I am amazed! :) countingSort() beats algorithmSort() almost always. :) Here is the final version of the program with 10 million elements and 4 million values (array that are so large cannot be allocated on the stack for me; so, I used new):

enum elementCount = 10_000_000;
enum valueCount = 4_000_000;

void main() {
    import std.conv : to;
    import std.datetime;
    import std.random;
    import std.stdio;

    auto arr = new int[elementCount];

    for(int i; i < arr.length; ++i)
        arr[i] = uniform(0, valueCount);

    auto asArr = arr.dup;
    auto csArr = arr.dup;

    // Now they get their own arrays:
    auto benchmarks = benchmark!(() => algorithmSort(asArr),
                                 () => countingSort(csArr))(10);

    writeln("Algorithm's Sort: ", to!Duration(benchmarks[0]));
    writeln("Counting Sort   : ", to!Duration(benchmarks[1]));
}

auto algorithmSort(int[] arr) {
    import std.algorithm : sort, sum;

    arr.sort();
    return arr.sum;
}

auto countingSort(int[] arr) {
    import std.algorithm : count, map, joiner, sum, each;
    import std.range : array, repeat, enumerate;

    auto hist = new uint[valueCount];
    arr.each!(a => ++hist[a]);

    auto result = hist[].enumerate.map!(t => t[0].repeat(t[1])).joiner;
    return result.sum;
}

Now they are comparable:

Algorithm's Sort: 3 secs, 881 ms, 146 μs, and 1 hnsec
Counting Sort   : 3 secs, 990 ms, 315 μs, and 4 hnsecs

Ali

January 05, 2016
On Tuesday, 5 January 2016 at 22:34:52 UTC, Ali Çehreli wrote:
> >> Algorithm's Sort: 76 ms, 910 μs, and 8 hnsecs
> >> Counting Sort   : 21 ms, 563 μs, and 9 hnsecs
>
> > Awesome
>
> I am amazed! :) countingSort() beats algorithmSort() almost always. :)

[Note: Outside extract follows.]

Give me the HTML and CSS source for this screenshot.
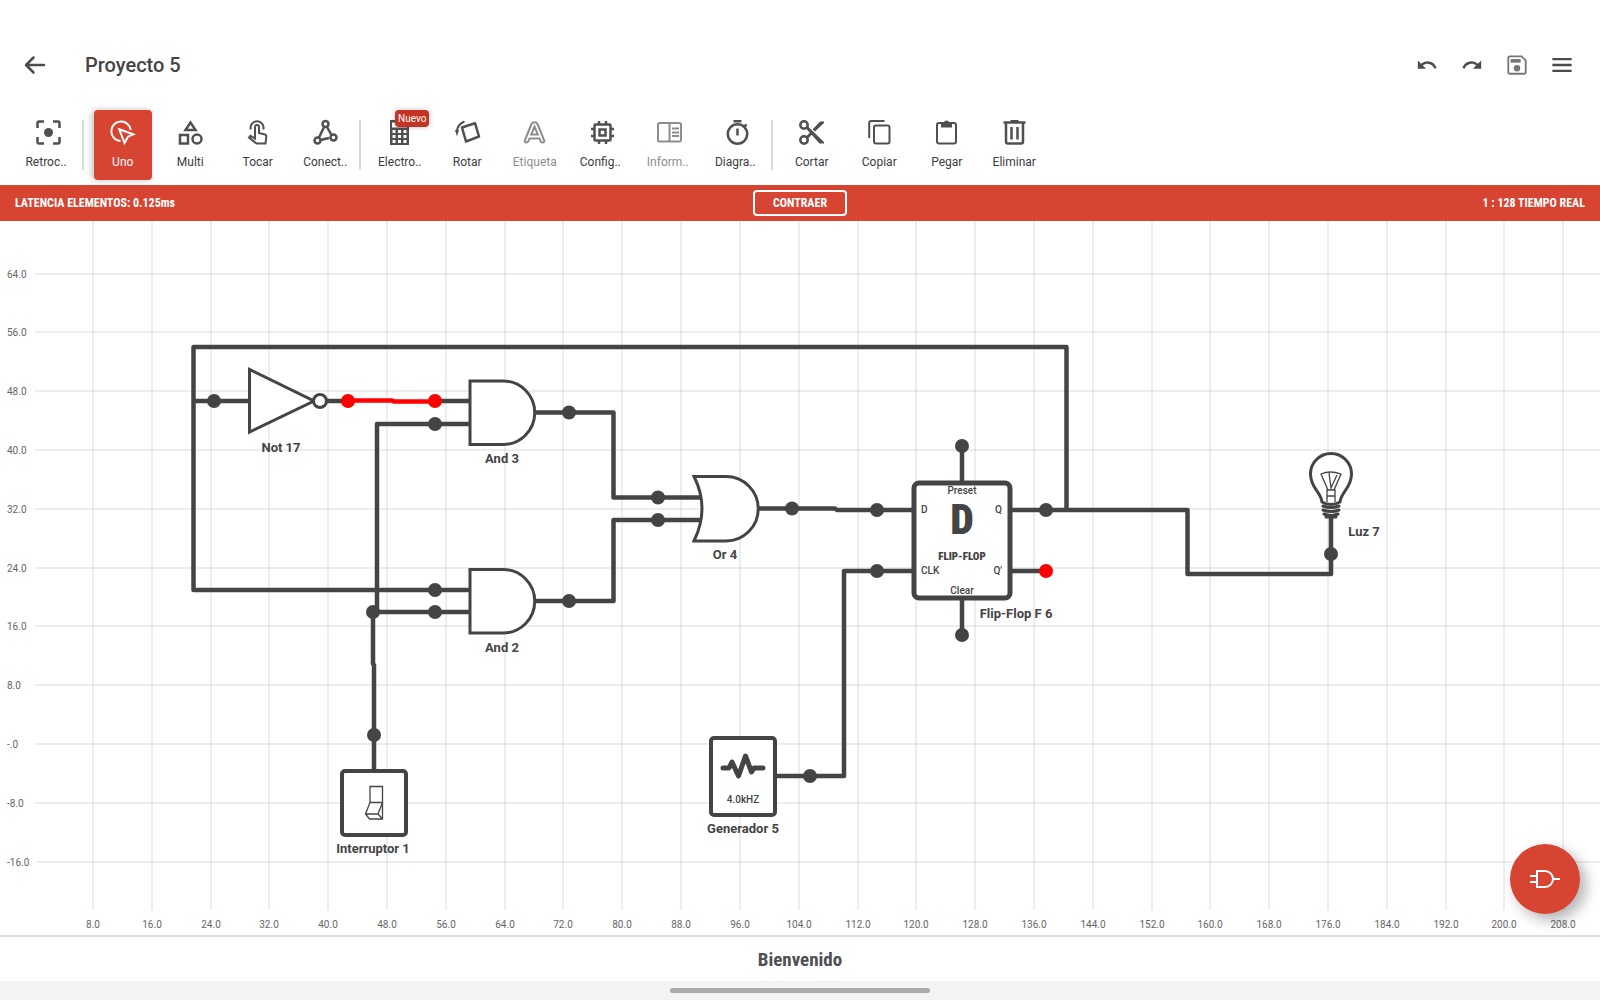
FILE: index.html
```html
<!DOCTYPE html>
<html lang="es">
<head>
<meta charset="utf-8">
<meta name="viewport" content="width=device-width, initial-scale=1">
<title>Proyecto 5</title>
<link rel="stylesheet" href="styles.css">
</head>
<body>
<header class="appbar">
  <button class="icon-btn" type="button" aria-label="Volver">
    <svg class="icon-lg" viewBox="0 0 24 24"><path class="line thick round" d="M21 12H3.500M10.500 4.500L3 12l7.500 7.500"/></svg>
  </button>
  <h1 class="title">Proyecto 5</h1>
  <div class="actions">
    <button class="icon-btn" type="button" aria-label="Deshacer">
      <svg class="icon-md" viewBox="0 0 24 24"><path class="solid" d="M12.500 8c-2.650 0-5.050.990-6.900 2.600L2 7v9h9l-3.620-3.620c1.390-1.160 3.160-1.880 5.120-1.880 3.540 0 6.550 2.310 7.600 5.500l2.370-.780C21.080 11.030 17.150 8 12.500 8z"/></svg>
    </button>
    <button class="icon-btn" type="button" aria-label="Rehacer">
      <svg class="icon-md" viewBox="0 0 24 24"><path class="solid" d="M18.400 10.600C16.550 8.990 14.150 8 11.500 8c-4.650 0-8.580 3.030-9.960 7.220L3.900 16c1.050-3.190 4.050-5.500 7.600-5.500 1.950 0 3.730.720 5.120 1.880L13 16h9V7l-3.600 3.600z"/></svg>
    </button>
    <button class="icon-btn dim" type="button" aria-label="Guardar">
      <svg class="icon-md" viewBox="0 0 24 24"><path class="line" d="M4 2.500h13L21.500 7V20a1.500 1.500 0 0 1-1.500 1.500H4A1.500 1.500 0 0 1 2.500 20V4A1.500 1.500 0 0 1 4 2.500z"/><path class="solid" d="M5 5.500h11v4H5z"/><circle class="solid" cx="12" cy="15.500" r="3.500"/></svg>
    </button>
    <button class="icon-btn" type="button" aria-label="Menú">
      <svg class="icon-md" viewBox="0 0 24 24"><path class="line bar" d="M1.500 5.500h21M1.500 12h21M1.500 18.500h21"/></svg>
    </button>
  </div>
</header>

<nav class="toolbar" aria-label="Herramientas">
  <div class="group one">
    <button class="tool clipped" type="button"><svg class="icon" viewBox="0 0 25 25"><path class="line thick" d="M1.500 8V3q0-1.500 1.500-1.500h5M17 1.500h5q1.500 0 1.500 1.500v5M23.500 17v5q0 1.500-1.500 1.500h-5M8 23.500H3q-1.500 0-1.500-1.500v-5"/><circle class="solid" cx="12.500" cy="12.500" r="4.500"/></svg><span>Retroc..</span></button>
  </div>
  <div class="group four">
    <button class="tool active" type="button" aria-pressed="true"><svg class="icon" viewBox="0 0 25 25"><path class="line" d="M10.500 21A9.800 9.800 0 1 1 20.800 10"/><path class="line" d="M9.300 9.300l14 5-5.300 2.400-3.500 6.300z"/></svg><span>Uno</span></button>
    <button class="tool" type="button"><svg class="icon" viewBox="0 0 25 25"><path class="line thick" d="M12.500 2.500l-5 7.500h10zM2 15h8v8.500H2z"/><circle class="line thick" cx="19" cy="19" r="4.500"/></svg><span>Multi</span></button>
    <button class="tool" type="button"><svg class="icon" viewBox="0 0 25 25"><path class="line" d="M5.800 9.500a6.500 6.500 0 1 1 12.500 0"/><path class="line" d="M10 18.500V7a2 2 0 0 1 4 0v6l6 1.500q1.500.500 1.300 2L20.500 23.500H11.500L4 17.500l1.500-1.700z"/></svg><span>Tocar</span></button>
    <button class="tool" type="button"><svg class="icon" viewBox="0 0 25 25"><path class="line thick" d="M10.800 7.500L6 17.500M14 7l4.500 8M7.500 20l8.500-2"/><circle class="line thick" cx="12.500" cy="4" r="3"/><circle class="line thick" cx="4.500" cy="20.500" r="3"/><circle class="line thick" cx="20.500" cy="17.500" r="3"/></svg><span>Conect..</span></button>
  </div>
  <div class="group six">
    <button class="tool" type="button"><svg class="icon" viewBox="0 0 25 25"><path class="solid" fill-rule="evenodd" d="M3 0h19v25H3zM5 2.500v5h15v-5zM5.500 10h3v3h-3zM11 10h3v3h-3zM16.500 10h3v3h-3zM5.500 15h3v3h-3zM11 15h3v3h-3zM16.500 15h3v3h-3zM5.500 20h3v3h-3zM11 20h3v3h-3zM16.500 20h3v3h-3z"/></svg><span>Electro..</span><em class="badge">Nuevo</em></button>
    <button class="tool" type="button"><svg class="icon" viewBox="0 0 25 25"><path class="line thick" stroke-linejoin="round" d="M7 7.500l13-4.300 4 13.300-13 5z"/><path class="line" d="M9.500 1.500Q2.500 4 1.800 12"/><path class="solid" d="M0 10h4l-2 6.500z"/></svg><span>Rotar</span></button>
    <button class="tool off" type="button" disabled><svg class="icon" viewBox="0 0 25 25"><path class="line" d="M2.800 20.500L9.500 4q.8-1.800 3-1.800T15.500 4l6.700 16.500q.500 2-1.500 2t-2.200-1.500l-1-2.500h-10l-1 2.500q-.700 1.500-2.200 1.500-2 0-1.500-2zM9.200 14.500h6.600L12.500 6.500z"/></svg><span>Etiqueta</span></button>
    <button class="tool clipped" type="button"><svg class="icon" viewBox="0 0 25 25"><rect class="line thick" x="4.500" y="4.500" width="16" height="16" rx="1"/><rect class="line thick" x="9.500" y="9.500" width="6" height="6"/><path class="line thick" d="M9 1v3M16 1v3M9 21v3M16 21v3M1 9h3M1 16h3M21 9h3M21 16h3"/></svg><span>Config..</span></button>
    <button class="tool clipped off" type="button" disabled><svg class="icon" viewBox="0 0 25 25"><rect class="line" x="1" y="3" width="23" height="18.500" rx="1.500"/><path class="line" d="M12.500 3v18M15 8.500h7M15 12.500h7M15 16h7"/></svg><span>Inform..</span></button>
    <button class="tool clipped" type="button"><svg class="icon" viewBox="0 0 25 25"><circle class="line thick" cx="12.500" cy="14" r="9.700"/><path class="line thick" d="M8.500 1.300h8M12.500 8.500v7M19 7l2.500-2.500"/></svg><span>Diagra..</span></button>
  </div>
  <div class="group four">
    <button class="tool" type="button"><svg class="icon" viewBox="0 0 25 25"><circle class="line thick" cx="5" cy="5" r="3.700"/><circle class="line thick" cx="5" cy="20" r="3.700"/><path class="solid" d="M7 8.500l2-2L25 22v1.500h-4.500zM7 16.500l4-4 2 2-4 4zM13.500 9.500L21 1.500h4V3l-9 8.500z"/></svg><span>Cortar</span></button>
    <button class="tool" type="button"><svg class="icon" viewBox="0 0 25 25"><rect class="line" x="7" y="5.500" width="15.500" height="18" rx="2"/><path class="line" d="M2.200 18V3q0-2 2-2H17.500"/></svg><span>Copiar</span></button>
    <button class="tool" type="button"><svg class="icon" viewBox="0 0 25 25"><rect class="line" x="3" y="3" width="19" height="20.500" rx="2"/><path class="solid" fill-rule="evenodd" d="M7 3h3a2.500 2.500 0 0 1 5 0h3v4.500H7zM11.500 3a1 1 0 0 0 2 0 1 1 0 0 0-2 0z"/></svg><span>Pegar</span></button>
    <button class="tool" type="button"><svg class="icon" viewBox="0 0 25 25"><path class="line thick" d="M1.500 2.500h22M8.500 1.200h8M4 2.500v19q0 2 2 2h13q2 0 2-2v-19M9.500 7v12.500M15.500 7v12.500"/></svg><span>Eliminar</span></button>
  </div>
</nav>

<section class="status">
  <span>LATENCIA ELEMENTOS: 0.125ms</span>
  <button class="collapse" type="button">CONTRAER</button>
  <span class="right">1 : 128 TIEMPO REAL</span>
</section>

<main class="canvas">
  <svg class="circuit" viewBox="0 221 1600 714" role="img" aria-label="Circuito">
    <path class="grid" d="M93 221V910M152 221V910M211 221V910M269 221V910M328 221V910M387 221V910M446 221V910M505 221V910M563 221V910M622 221V910M681 221V910M740 221V910M799 221V910M858 221V910M916 221V910M975 221V910M1034 221V910M1093 221V910M1152 221V910M1210 221V910M1269 221V910M1328 221V910M1387 221V910M1446 221V910M1504 221V910M1563 221V910"/>
    <path class="grid" d="M35 274H1600M35 332H1600M35 391H1600M35 450H1600M35 509H1600M35 568H1600M35 626H1600M35 685H1600M35 744H1600M35 803H1600M37 862H1600"/>
    <g class="axis">
      <text x="7" y="278">64.0</text><text x="7" y="336">56.0</text><text x="7" y="395">48.0</text><text x="7" y="454">40.0</text><text x="7" y="513">32.0</text><text x="7" y="572">24.0</text><text x="7" y="630">16.0</text><text x="7" y="689">8.0</text><text x="7" y="748">-.0</text><text x="7" y="807">-8.0</text><text x="7" y="866">-16.0</text>
    </g>
    <g class="axis mid">
      <text x="93" y="928">8.0</text><text x="152" y="928">16.0</text><text x="211" y="928">24.0</text><text x="269" y="928">32.0</text><text x="328" y="928">40.0</text><text x="387" y="928">48.0</text><text x="446" y="928">56.0</text><text x="505" y="928">64.0</text><text x="563" y="928">72.0</text><text x="622" y="928">80.0</text><text x="681" y="928">88.0</text><text x="740" y="928">96.0</text><text x="799" y="928">104.0</text><text x="858" y="928">112.0</text><text x="916" y="928">120.0</text><text x="975" y="928">128.0</text><text x="1034" y="928">136.0</text><text x="1093" y="928">144.0</text><text x="1152" y="928">152.0</text><text x="1210" y="928">160.0</text><text x="1269" y="928">168.0</text><text x="1328" y="928">176.0</text><text x="1387" y="928">184.0</text><text x="1446" y="928">192.0</text><text x="1504" y="928">200.0</text><text x="1563" y="928">208.0</text>
    </g>

    <path class="wire" d="M249 401H193M470 590H193.500V347H1066.500V510M326 401H348M434 401H470M470 424H377V612M470 612H373V664L374 665V770M533 412.500H613.500V497.500H703M533 601H613.500V520H703M756 508.500H835L837 510H914M914 571H844V776H775M962 446V484M962 635V597M1009 571H1046M1009 510H1187.500V574H1331V518"/>
    <path class="wire hot" d="M348 400.500H392L394 401.500H434"/>
    <path class="gate" d="M249.500 369.500V432L314 401zM470 381H503A31 31 0 0 1 503 444.500H470zM470 569.500H503A31 31 0 0 1 503 633H470zM694 476.500H726A32 32 0 0 1 726 541H694Q710 508 694 476.500z"/>
    <circle class="gate" cx="320" cy="401" r="6.500"/>
    <rect class="gate box" x="342" y="771" width="64" height="64" rx="3"/>
    <rect class="gate box" x="711" y="738" width="64" height="77" rx="3"/>
    <rect class="gate chip" x="914" y="483" width="96" height="115" rx="5"/>
    <g class="pins">
      <circle cx="214" cy="401" r="7"/><circle cx="435" cy="424" r="7"/><circle cx="569" cy="412.500" r="7"/><circle cx="658" cy="497.500" r="7"/><circle cx="658" cy="520" r="7"/><circle cx="435" cy="590" r="7"/><circle cx="435" cy="612" r="7"/><circle cx="569" cy="601" r="7"/><circle cx="373" cy="612" r="7"/><circle cx="374" cy="735" r="7"/><circle cx="792" cy="508.500" r="7"/><circle cx="877" cy="510" r="7"/><circle cx="877" cy="571" r="7"/><circle cx="962" cy="446" r="7"/><circle cx="962" cy="635" r="7"/><circle cx="1046" cy="510" r="7"/><circle cx="810" cy="776" r="7"/><circle cx="1331" cy="554" r="7"/>
      <circle class="on" cx="348" cy="401" r="7"/><circle class="on" cx="435" cy="401" r="7"/><circle class="on" cx="1046" cy="571" r="7"/>
    </g>
    <path class="fine" d="M370 786.500H382.500V819H369.500L365.500 814L370 802.500zM370 802.500H382.500L378 814H365.500M378 814L382.500 819"/>
    <path class="pulse" d="M723 768H729L732 762L738.500 776L745.500 756L751.500 772L754 768H763"/>
    <path class="bulb" d="M1322 502C1321 492 1310.500 488 1310.500 474A20.500 20.500 0 0 1 1351.500 474C1351.500 488 1341 492 1340 502Q1331 507 1322 502z"/>
    <path class="fine" d="M1327 502V490H1335V502M1327 496H1335M1328 490L1321 474Q1330 470 1341 474L1334 490M1329 473L1331 488L1337 475"/>
    <path class="screw" d="M1323 506Q1331 509 1339 506M1323 510Q1331 513 1339 510M1324 514Q1331 517 1338 514M1326 517H1336"/>

    <g class="names">
      <text x="281" y="452">Not 17</text><text x="502" y="463">And 3</text><text x="502" y="652">And 2</text><text x="725" y="559">Or 4</text><text x="373" y="853">Interruptor 1</text><text x="743" y="833">Generador 5</text><text x="1016" y="618">Flip-Flop F 6</text><text x="1364" y="536">Luz 7</text>
    </g>
    <g class="ports">
      <text class="mid" x="962" y="494">Preset</text><text class="mid" x="962" y="594">Clear</text><text x="921" y="513">D</text><text x="921" y="574">CLK</text><text class="end" x="1002" y="513">Q</text><text class="end" x="1002" y="574">Q'</text><text class="mid" x="743" y="803">4.0kHZ</text>
    </g>
    <text class="mark" x="962" y="534">D</text>
    <text class="mark small" x="962" y="560">FLIP-FLOP</text>
  </svg>
  <button class="fab" type="button" aria-label="Añadir puerta">
    <svg class="fab-icon" viewBox="0 0 30 20"><path class="line" d="M7 2H15A8 8 0 0 1 15 18H7zM0 7H7M0 13H7M23 10H30"/></svg>
  </button>
</main>

<footer class="welcome">Bienvenido</footer>
<div class="gesture"><div class="pill"></div></div>
</body>
</html>
```
FILE: styles.css
```css
* { box-sizing: border-box; }

body {
  margin: 0;
  min-height: 100vh;
  display: flex;
  flex-direction: column;
  background: #fff;
  color: #444;
  font-family: Roboto, "Liberation Sans", sans-serif;
}

button {
  padding: 0;
  border: 0;
  background: none;
  color: inherit;
  font: inherit;
}

svg { display: block; }
.line { fill: none; stroke: currentColor; stroke-width: 2; }
.line.thick { stroke-width: 2.5; }
.line.bar { stroke-width: 2.5; }
.line.round { stroke-linecap: round; stroke-linejoin: round; }
.solid { fill: currentColor; }

.appbar {
  display: flex;
  align-items: center;
  height: 100px;
  padding: 30px 15px 0;
  color: #4c4c4c;
}
.icon-btn {
  display: grid;
  place-items: center;
  width: 40px;
  height: 40px;
}
.icon-lg { width: 24px; height: 24px; }
.icon-md { width: 22px; height: 22px; }
.dim { color: #777; }
.title {
  margin: 0 0 0 30px;
  font-size: 20px;
  line-height: 24px;
  font-weight: 500;
  color: #444;
}
.actions {
  display: flex;
  gap: 5px;
  margin-left: auto;
  padding-right: 3px;
}

.toolbar {
  display: flex;
  height: 85px;
  padding: 10px 19px 5px;
}
.group {
  display: grid;
  gap: 10px;
  position: relative;
}
.group + .group { margin-left: 17px; }
.group + .group::before {
  content: "";
  position: absolute;
  top: 10px;
  left: -12px;
  width: 2px;
  height: 50px;
  background: #d8d8d8;
}
.one { width: 58px; }
.four { width: 260px; grid-template-columns: repeat(4, 1fr); }
.six { width: 395px; grid-template-columns: repeat(6, 1fr); }
.tool {
  position: relative;
  display: flex;
  flex-direction: column;
  align-items: center;
  gap: 9px;
  padding-top: 10px;
  border-radius: 4px;
  color: #505050;
  font-size: 12px;
  line-height: 16px;
}
.tool span { color: #3c3c3c; }
.clipped span { padding-right: 4px; }
.off, .off span { color: #8e8e8e; }
.active {
  background: #d74432;
  box-shadow: -2px 0 6px rgba(0, 0, 0, .25);
}
.active, .active span { color: #fff; }
.icon { width: 25px; height: 25px; overflow: visible; }
.badge {
  position: absolute;
  top: 0;
  left: 24px;
  padding: 0 3px;
  border-radius: 4px;
  background: #c43425;
  box-shadow: 0 0 5px rgba(0, 0, 0, .25);
  color: #fff;
  font-size: 10px;
  line-height: 17px;
  font-style: normal;
}

.status {
  display: grid;
  grid-template-columns: 1fr auto 1fr;
  align-items: center;
  height: 36px;
  padding: 0 15px;
  background: #d74432;
  color: #fff;
  font: 700 12px/16px "Roboto Condensed", "Liberation Sans Narrow", Roboto, sans-serif;
}
.right { text-align: right; }
.collapse {
  width: 94px;
  height: 26px;
  border: 2px solid #fff;
  border-radius: 4px;
}

.canvas {
  position: relative;
  flex: 1;
}
.circuit { width: 100%; height: auto; }
.grid { fill: none; stroke: rgba(0, 0, 0, .07); stroke-width: 2; }
.axis { font-size: 10px; fill: #666; }
.mid { text-anchor: middle; }
.end { text-anchor: end; }
.wire { fill: none; stroke: #444; stroke-width: 4.5; stroke-linejoin: round; }
.hot { stroke: #f00; }
.gate { fill: #fff; stroke: #444; stroke-width: 3; }
.box { stroke-width: 4; }
.chip { stroke-width: 5; }
.pins { fill: #444; }
.on { fill: #f00; }
.fine { fill: none; stroke: #444; stroke-width: 1.3; }
.pulse { fill: none; stroke: #444; stroke-width: 5; stroke-linejoin: round; stroke-linecap: round; }
.bulb { fill: #fff; stroke: #444; stroke-width: 3; }
.screw { fill: none; stroke: #444; stroke-width: 3; stroke-linecap: round; }
.names { font-size: 13px; font-weight: 700; fill: #444; text-anchor: middle; }
.ports { font-size: 10px; font-weight: 500; fill: #444; }
.mark {
  font: 900 42px "Roboto Condensed", "Liberation Sans Narrow", Roboto, sans-serif;
  fill: #444;
  text-anchor: middle;
}
.mark.small { font-size: 11px; }

.fab {
  position: absolute;
  right: 20px;
  bottom: 21px;
  display: grid;
  place-items: center;
  width: 70px;
  height: 70px;
  border-radius: 50%;
  background: #d74432;
  box-shadow: 6px 6px 14px rgba(0, 0, 0, .3);
  color: #fff;
}
.fab-icon { width: 30px; height: 20px; }

.welcome {
  height: 46px;
  border-top: 2px solid #ddd;
  text-align: center;
  font: 700 19px/46px "Roboto Condensed", "Liberation Sans Narrow", Roboto, sans-serif;
  color: #505050;
}
.gesture {
  display: grid;
  place-items: center;
  height: 19px;
  background: #f4f4f6;
}
.pill {
  width: 260px;
  height: 5px;
  border-radius: 3px;
  background: #aaa;
}
```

Yeah, I've been reading an algorithm book, and this was in there.

It has O(elementCount + valueCount) time complexity under a correct implementation, so it is fast. Also its best case is quick sort's worst case (lots of duplicated data), at which point it has O(elementCount) time complexity. I think D's sort uses timsort, so I'd expect it to be no worse.